Writing a schedule for your paraprofessionals will save you so much time and THEY will appreciate it as well. Would you want to go to work having no idea what you're going to do all day? Absolutely not. This is a great way to make sure you have enough hands during different time slots as well.

This schedule isn't anything pretty, but it gets the job done. Everyone knows what they should be doing at all times which also limits down time for chit chat to happen!


Your schedule isn't going to be the same on day 2 or even day 13. If you aren't changing it at least once, there's probably something wrong. It's often hard to know how things will work when you just look at them on paper. Little things such as "student A" can't appropriately work next to "student B" at this time so maybe you move student B to fine motor, etc. Speech, OT, and PT usually change on me quite a few times for the first month or two as well. I try to be totally flexible with them as they have more than just my kiddos to work into their (insane) schedule! The revisions will eventually stop and you will find your groove. Promise. :)

Do you write your schedule similarly? What do you do differently? I'd love to hear how everyone schedules their school day! Click below to read on about how Stephanie from Mrs. D's Corner schedules for her class!


  1. We have the same type of scheduling system :) Except you plan much better for 1:1 and center time. I just put a general box, even though it counts as our 1:1 and center time. ...and 103948 times YES! on the schedule changes LOL!


  2. I love the idea of having a schedule for the paras. I think this would have saved me so much trouble last year!!!
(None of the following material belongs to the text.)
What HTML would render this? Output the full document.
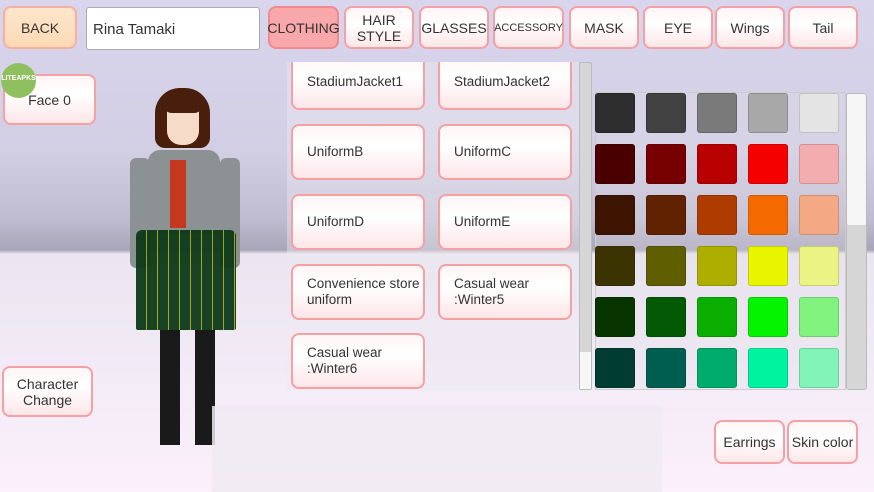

  3. I use the same type of schedule..the only difference is that I use the colors to identify who is working with the student and above the students name is a color key with the specific yellow for for for gym for me and so on...this way you only need one schedule!

  4. I teach in an emotional and behavioral disabilities self-contained classroom. What state do you teach in? How many students do you have? How many paras do you have? I have 9 students currently and am possibly going to jump to 13. I teach in Florida and was just wondering how different it is from state-to-state.

  5. When do you do any reading and math instruction? Is that all done during your 1:1 times? Do you only focus on IEP goals and objectives? Trying to figure out a better schedule/routine for my room because we have kids with some very high needs and there is never enough time to cover everything (the story of everyone's lives...)

  6. My Scheduling is very similar and always changing as well! We also use the Unique and N2Y systems in our class which at this time is a whole per grad band (I have 2 bands in my room). I have to have Para schedules and last year was probably my biggest nightmare. I decided due to have some extremely needed students that rotating schedules would be our best option as to not wear my paras to thin through the year. I just colored schedules for them and then they rotated through them!

  7. I teach 6-8 and we are trying to transition into more of an inclusion process. With BRS,RF,RC,MC,MPS. Would this schedule work for that?

  8. I have a question (or a few questions) that is totally off subject. But I am homeschooling a son with autism. He has scattered skills. For instance, he's probably on a fourth grade level reading, first grade math but he has fine motor difficulties. In regard to writing/coloring, initially he wasn't using enough pressure. His pressure has improved but his writing is still a bit sloppy and our biggest challenges are line placement and spacing. As far as coloring, he doesn't seem to grasp the concept that he needs to stay within the lines. I am looking into buying another hand weight that might help with his hand coordination, adapted paper for placement concerns, and wiki sticks to help with coloring in the lines ( any suggestions would be greatly appreciated). That said, I am trying to figure out how to split his time up between the lower level skills that are needed without neglecting the higher level skills. If you had a child in a similar situation in your class, would you spend most of your time on fine motor skills until mastered? Or would you just do a little bit everyday? I know in school its a bit different because with IEP's you have to have math, reading, science goals. But I'm just curious. How would you tackle this?